Caminhando do prazer à dor, Hume hesita entre a inclinação
natural a buscar diversões e companhias e a inclinação natural a devanear solitariamente.
“A visão intensa
dessas variadas contradições e imperfeições da razão humana me afetou de tal
maneira, e inflamou minha mente a tal ponto, que estou prestes a rejeitar toda
crença e raciocínio, e não consigo considerar uma só opinião como mais provável
ou verossímil que as outras. Onde estou, o que sou? De que causas derivo minha
existência, e a quem devo temer? Que seres me cercam? Sobre quem exerço
influência, e quem exerce influência sobre mim? Todas essas questões me
confundem, e começo a me imaginar na condição mais deplorável, envolvido pela
mais profunda escuridão, e inteiramente privado do uso de meus membros e
faculdades (T 1.4.7 §8). Felizmente ocorre que, sendo a razão incapaz de
dissipar essas nuvens, a própria natureza o faz, e me cura dessa melancolia e
delírio filosóficos, tornando mais branda essa inclinação da mente, ou então
fornecendo-me alguma distração e alguma impressão sensível mais vívida, que
apagam todas essas quimeras.
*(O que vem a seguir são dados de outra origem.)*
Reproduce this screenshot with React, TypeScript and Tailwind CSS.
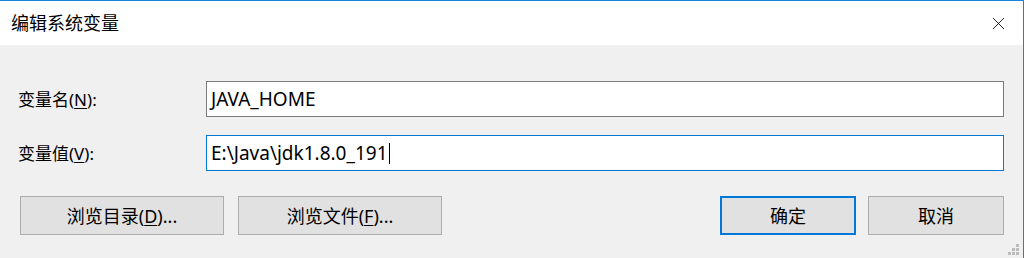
import { X } from "lucide-react";

const font = { fontFamily: '"Noto Sans", "Noto Sans CJK SC", sans-serif' };

function Btn({ children, primary }: { children: React.ReactNode; primary?: boolean }) {
  return (
    <button
      className={`h-[39px] bg-[#e1e1e1] text-[18px] leading-none text-black ${
        primary ? "border-2 border-[#0078d7]" : "border border-[#adadad]"
      }`}
    >
      {children}
    </button>
  );
}

function EnvDialog() {
  return (
    <div
      className="w-[1024px] h-[258px] relative bg-[#f0f0f0] border-t border-r border-[#1883d7] flex flex-col text-black"
      style={font}
    >
      {/* TITLE BAR */}
      <div className="h-[44px] bg-white flex items-center justify-between pl-[11px] pr-[14px] shrink-0">
        <span className="text-[18px] leading-none pb-[1px]">编辑系统变量</span>
        <X size={21} strokeWidth={1} className="text-black" />
      </div>

      {/* FIELDS */}
      <div className="flex flex-col gap-[18px] pt-[36px] pl-[18px] pr-[19px]">
        <div className="flex items-center">
          <label className="w-[188px] text-[17px] leading-none">
            变量名(<span className="underline underline-offset-2">N</span>):
          </label>
          <div className="flex-1 h-[36px] bg-white border border-[#7a7a7a] flex items-center pl-[4px] text-[19px]">
            JAVA_HOME
          </div>
        </div>
        <div className="flex items-center">
          <label className="w-[188px] text-[17px] leading-none">
            变量值(<span className="underline underline-offset-2">V</span>):
          </label>
          <div className="flex-1 h-[36px] bg-white border border-[#0078d7] flex items-center pl-[4px] text-[19px]">
            E:\Java\jdk1.8.0_191
            <span className="inline-block w-px h-[21px] bg-black ml-[1px]" />
          </div>
        </div>
      </div>

      {/* BUTTONS */}
      <div className="flex justify-between pt-[25px] pl-[20px] pr-[19px]">
        <div className="flex gap-[14px]">
          <div className="w-[204px] grid">
            <Btn>
              浏览目录(<span className="underline underline-offset-2">D</span>)...
            </Btn>
          </div>
          <div className="w-[204px] grid">
            <Btn>
              浏览文件(<span className="underline underline-offset-2">F</span>)...
            </Btn>
          </div>
        </div>
        <div className="flex gap-[12px]">
          <div className="w-[136px] grid">
            <Btn primary>确定</Btn>
          </div>
          <div className="w-[136px] grid">
            <Btn>取消</Btn>
          </div>
        </div>
      </div>

      {/* resize grip */}
      <svg className="absolute right-[3px] bottom-[2px]" width="12" height="12" viewBox="0 0 12 12">
        <rect x="8" y="0" width="3" height="3" fill="#bcbcbc" />
        <rect x="4" y="4" width="3" height="3" fill="#bcbcbc" />
        <rect x="8" y="4" width="3" height="3" fill="#bcbcbc" />
        <rect x="0" y="8" width="3" height="3" fill="#bcbcbc" />
        <rect x="4" y="8" width="3" height="3" fill="#bcbcbc" />
        <rect x="8" y="8" width="3" height="3" fill="#bcbcbc" />
      </svg>
    </div>
  );
}

export default function App() {
  return <EnvDialog />;
}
Janto, jogo uma partida de gamão, converso e me
alegro com meus amigos; após três ou quatro horas de diversão. Quando quero
retomar essas especulações, elas me parecem tão frias, forçadas e ridículas,
que não me sinto mais disposto a levá-las adiante” (T 1.4.7.§9).
Nesse momento, Hume se encontra “absoluta e necessariamente
determinado a viver, a falar e a agir como as outras pessoas, nos assuntos da
vida corrente”, e se diz pronto a lançar ao fogo todos os seus livros e papéis,
bem como disposto a nunca mais renunciar “aos prazeres da vida em benefício do
raciocínio e da filosofia” (T 1.4.7.§10).
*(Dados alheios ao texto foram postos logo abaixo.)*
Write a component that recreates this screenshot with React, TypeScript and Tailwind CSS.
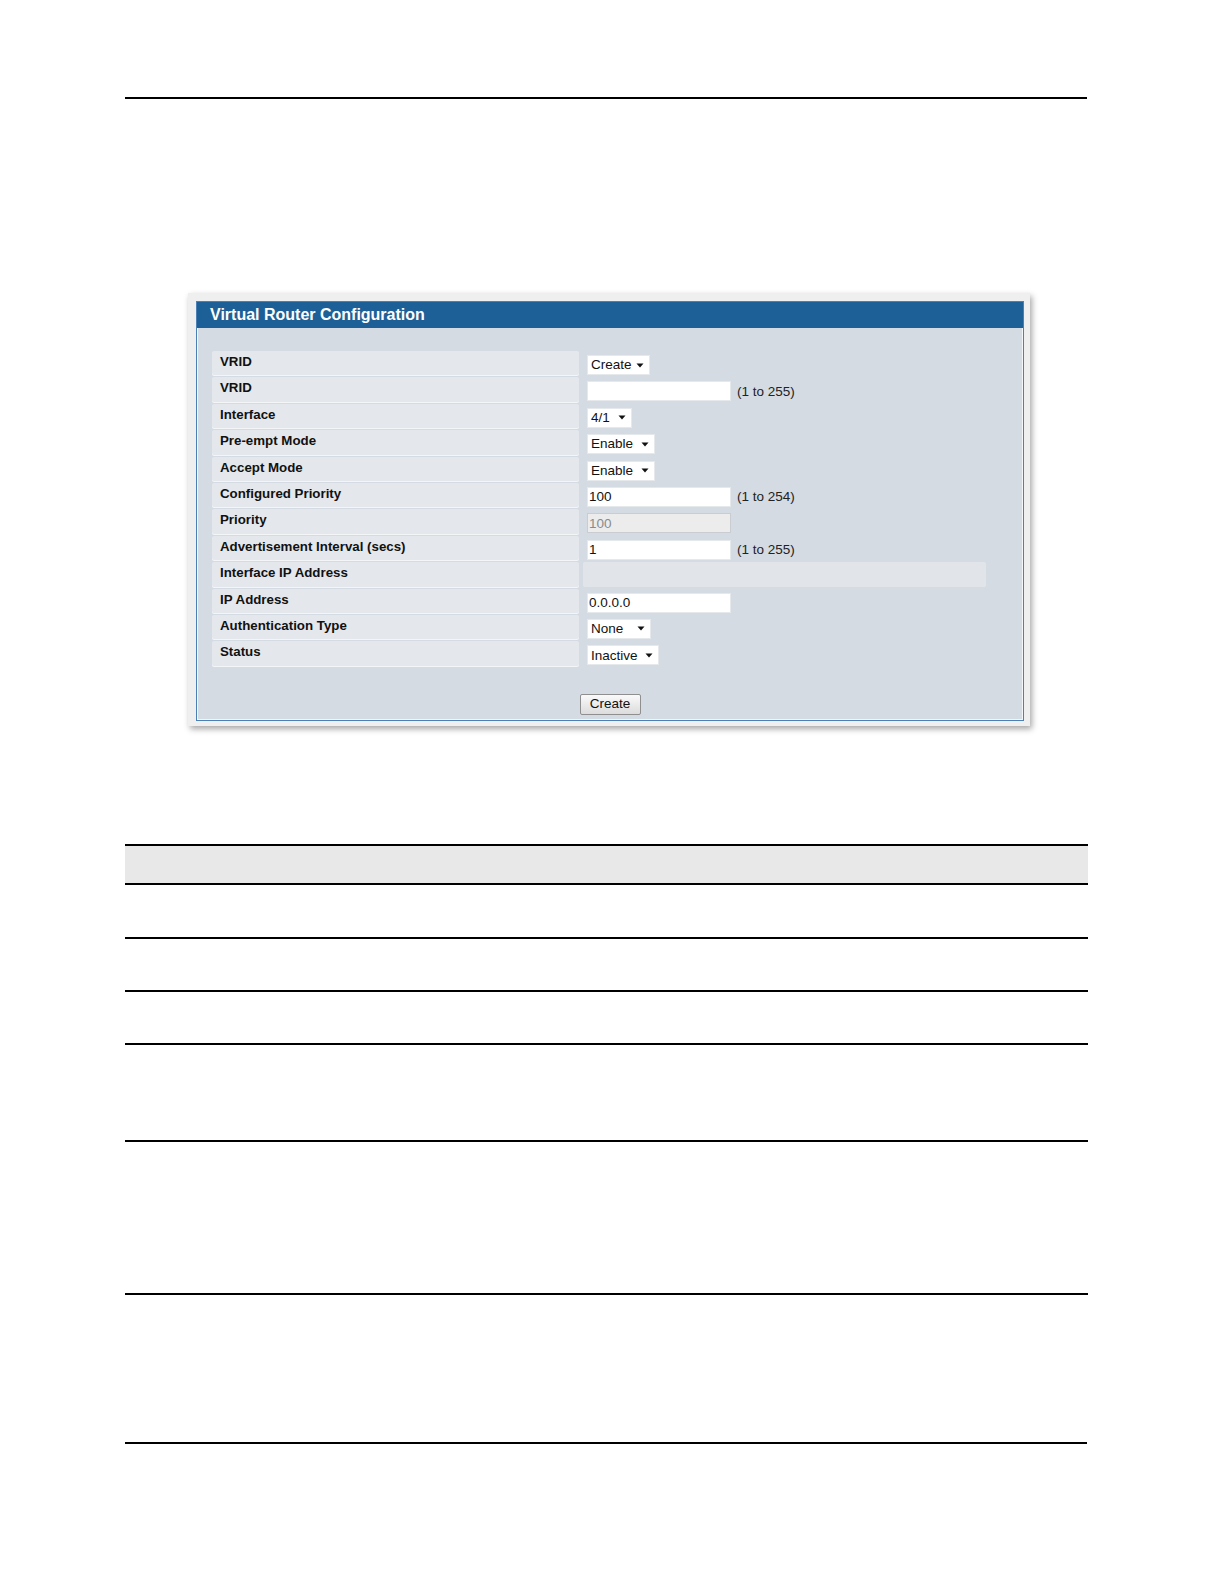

Em seguida, ele pergunta a si mesmo: “... seguir-se-á
que devo lutar contra a corrente da natureza, que me conduz à indolência e ao
prazer? Que devo me isolar, em alguma medida, do comércio e da sociedade dos
outros homens? E que tenho de torturar meu cérebro com sutilezas e
sofisticarias, no momento mesmo em que não sou capaz de me convencer da
razoabilidade de uma aplicação tão penosa, nem tenho qualquer perspectiva
tolerável de, por seu intermédio, chegar à verdade e à certeza (T 1.4.7.§10)?
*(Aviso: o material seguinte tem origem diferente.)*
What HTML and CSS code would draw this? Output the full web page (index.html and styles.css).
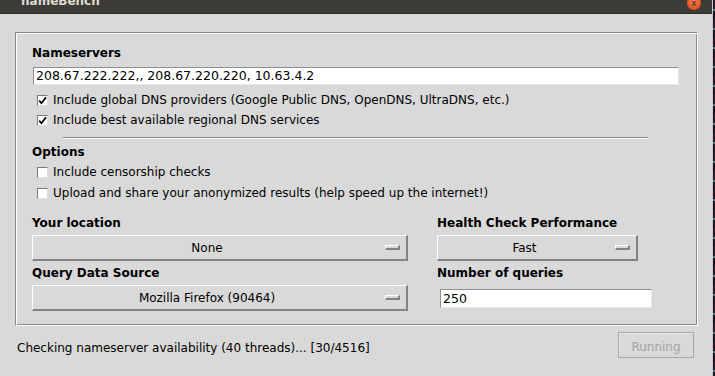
FILE: index.html
```html
<!DOCTYPE html>
<html lang="en">
<head>
    <meta charset="UTF-8">
    <meta name="viewport" content="width=device-width, initial-scale=1.0">
    <title>nameBench</title>
    <link rel="stylesheet" href="styles.css">
</head>
<body>
    <div class="desktop">
        <div class="window">
            <div class="titlebar">
                <span class="title">nameBench</span>
                <span class="close-btn">x</span>
            </div>

            <div class="content">
                <div class="frame">
                    <div class="label">Nameservers</div>
                    <div class="entry nameservers">208.67.222.222,, 208.67.220.220, 10.63.4.2</div>

                    <div class="check first">
                        <span class="box"><svg width="9" height="9" viewBox="0 0 9 9"><path d="M1.2 4.6 L3.4 7.2 L8 1.4" fill="none" stroke="#000" stroke-width="1.7"/></svg></span>
                        Include global DNS providers (Google Public DNS, OpenDNS, UltraDNS, etc.)
                    </div>
                    <div class="check">
                        <span class="box"><svg width="9" height="9" viewBox="0 0 9 9"><path d="M1.2 4.6 L3.4 7.2 L8 1.4" fill="none" stroke="#000" stroke-width="1.7"/></svg></span>
                        Include best available regional DNS services
                    </div>

                    <div class="separator"></div>

                    <div class="label options">Options</div>
                    <div class="check">
                        <span class="box"></span>
                        Include censorship checks
                    </div>
                    <div class="check spaced">
                        <span class="box"></span>
                        Upload and share your anonymized results (help speed up the internet!)
                    </div>

                    <div class="settings">
                        <div class="label">Your location</div>
                        <div class="label">Health Check Performance</div>

                        <div class="dropdown">
                            <span class="dropdown-text">None</span>
                            <span class="indicator"></span>
                        </div>
                        <div class="dropdown short">
                            <span class="dropdown-text">Fast</span>
                            <span class="indicator"></span>
                        </div>

                        <div class="label">Query Data Source</div>
                        <div class="label">Number of queries</div>

                        <div class="dropdown">
                            <span class="dropdown-text">Mozilla Firefox (90464)</span>
                            <span class="indicator"></span>
                        </div>
                        <div class="entry queries">250</div>
                    </div>
                </div>

                <div class="status-row">
                    <span class="status">Checking nameserver availability (40 threads)... [30/4516]</span>
                    <button type="button" class="run-btn" disabled>Running</button>
                </div>
            </div>
        </div>
        <div class="edge"></div>
    </div>
</body>
</html>
```

FILE: styles.css
```css
body {
    margin: 0;
    font-family: "DejaVu Sans", sans-serif;
    font-size: 12px;
    color: #000;
    background-color: #2a1828;
}

.desktop {
    display: flex;
    width: 715px;
    height: 376px;
    overflow: hidden;
}

.window {
    width: 712px;
    background-color: #d9d9d9;
    border-right: 1px solid #c8c8c8;
    display: flex;
    flex-direction: column;
}

.edge {
    flex: 1;
    background: repeating-linear-gradient(180deg, #2a1628 0 9px, #4a7f96 9px 11px, #1e1020 11px 19px);
}

/* title bar, cut off at the top of the shot */
.titlebar {
    position: relative;
    height: 14px;
    background-color: #3c3b37;
    border-bottom: 1px solid #2f2e2b;
    box-sizing: border-box;
    overflow: hidden;
}

.title {
    display: block;
    margin: -5px 0 0 21px;
    font-size: 12px;
    font-weight: bold;
    line-height: 13px;
    color: #dfdbd2;
}

.close-btn {
    position: absolute;
    left: 687px;
    top: -4px;
    width: 14px;
    height: 14px;
    border-radius: 50%;
    background: radial-gradient(circle at 50% 40%, #f58a5c, #e0521f 70%, #b8400f);
    color: #4a1a08;
    font-size: 9px;
    line-height: 14px;
    text-align: center;
}

.content {
    padding: 18px 14px 0 15px;
}

/* groove-relief group box */
.frame {
    box-sizing: border-box;
    width: 683px;
    padding: 10px 18px 14px 16px;
    border-top: 1px solid #8a8a8a;
    border-left: 1px solid #8a8a8a;
    border-right: 1px solid #fff;
    border-bottom: 1px solid #fff;
    box-shadow: inset 1px 1px 0 #fff, inset -1px -1px 0 #8a8a8a;
}

.label {
    font-weight: bold;
    line-height: 20px;
    height: 20px;
}

.options {
    margin-top: 3px;
}

.entry {
    box-sizing: border-box;
    background-color: #fff;
    border: 1px solid;
    border-color: #8f8f8f #e6e6e6 #e6e6e6 #8f8f8f;
    padding: 0 2px;
    white-space: nowrap;
}

.nameservers {
    margin: 4px 0 0 1px;
    height: 18px;
    line-height: 16px;
    font-size: 12.5px;
}

.check {
    display: flex;
    align-items: center;
    height: 20px;
    padding-left: 5px;
    white-space: nowrap;
}

.check.first {
    margin-top: 5px;
}

.check.spaced {
    margin-top: 1px;
}

.box {
    box-sizing: border-box;
    width: 11px;
    height: 11px;
    margin-right: 5px;
    background-color: #fff;
    border: 1px solid;
    border-color: #7a7a7a #dedede #dedede #7a7a7a;
    display: flex;
    align-items: center;
    justify-content: center;
}

.separator {
    margin: 7px 31px 0 31px;
    border-top: 1px solid #8a8a8a;
    border-bottom: 1px solid #fff;
}

.settings {
    margin-top: 10px;
    display: grid;
    grid-template-columns: 376px 215px;
    grid-template-rows: 20px 26px 20px 26px;
    column-gap: 29px;
    row-gap: 2px;
}

/* raised menubutton */
.dropdown {
    box-sizing: border-box;
    height: 26px;
    display: flex;
    align-items: center;
    border-style: solid;
    border-width: 1px 2px 2px 1px;
    border-color: #fff #828282 #828282 #fff;
}

.dropdown.short {
    width: 201px;
}

.dropdown-text {
    flex: 1;
    text-align: center;
}

.indicator {
    box-sizing: border-box;
    width: 15px;
    height: 5px;
    margin: 0 6px 0 4px;
    border-style: solid;
    border-width: 1px 2px 2px 1px;
    border-color: #fff #828282 #828282 #fff;
}

.queries {
    margin: 4px 0 0 3px;
    width: 212px;
    height: 19px;
    line-height: 17px;
    font-size: 12.5px;
}

.status-row {
    margin-top: 6px;
    padding: 0 4px 0 2px;
    display: flex;
    justify-content: space-between;
    align-items: center;
}

.status {
    white-space: nowrap;
    padding-top: 5px;
}

.run-btn {
    width: 76px;
    height: 26px;
    background-color: #d9d9d9;
    border: 1px solid #a9a9a9;
    box-shadow: inset 1px 1px 0 #e4e4e4;
    color: #a3a3a3;
    font-family: "DejaVu Sans", sans-serif;
    font-size: 12px;
    padding: 3px 0 0;
}
```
E então? Deverá Hume continuar “a vagar em meio a tão
lúgubres solidões e atravessar mares tão bravios quanto os que até agora” (T
1.4.7.§10) ele encontrou?
E eu? Deverei...?
[HUME, David. Tratado da
Natureza Humana: uma tentativa de introduzir o método experimental de
raciocínio nos assuntos morais. Tradução de Débora Danowski. — São Paulo:
UNESP: Imprensa Oficial do Estado, 2001].
4 comentários:
Deve. Continue. Siga. Siga o caminho da coisa pura. Siga caminhando entre a guerra sem armadura. Siga entre as ondas da momentânea resposta, que a induz a uma nova pergunta, e nunca se detenha, nunca. Continue caminhando sobre as águas dos mares de significados e investiduras, siga. Já mostrou que nunca se cansa, prossiga. Em algum lugar, encontrará uma ilha, para o descanso, para o desfrute da mais recente maravilha: a resposta. Você nos instiga a seguir pelo seu seguimento. Atrai como o vento chama o fogo, e a criatividade chama o invento. Leve-nos pelo mar intrigante das perguntas, nos orientando com suas respostas, sempre nos indicando uma nova dúvida. Filosofia. Faça-nos nunca cessar sem movimento, então continue... Continue a nos fazer desejar a ilha, como repouso da exploração dos mares. E na ilha nos mostre um outro mar, e uma nova maravilha. Mar, ilha, todas as antíteses, para nos incitar ao amor pela armadilha. Uma nova pergunta, uma eterna partida. Eterna, siga. Não se pode deter uma pessoa amiga.
Sidney Giovenazzi
Me fez lembrar o sentimento oceânico. Gratidão pela partilha. O saber sem a busca da verdade é a pura sedução.
Oi Tizi... que bom que gostou.
Eu é que agradeço a visita e comentário. beijos
Pow... poeta, que lindo isso! Fiquei maravilhada. E acho que posso dizer que se há algo que não se pode deter, além de uma pessoa amiga, é essa tua capacidade de transformar esse mar imenso e profundo de teus pensamentos em poemas e marés. Adorei... teu comentário é pura poesia (paradoxalmente... com uma sutil mistura de filosofia). Obrigada, querido, beijos.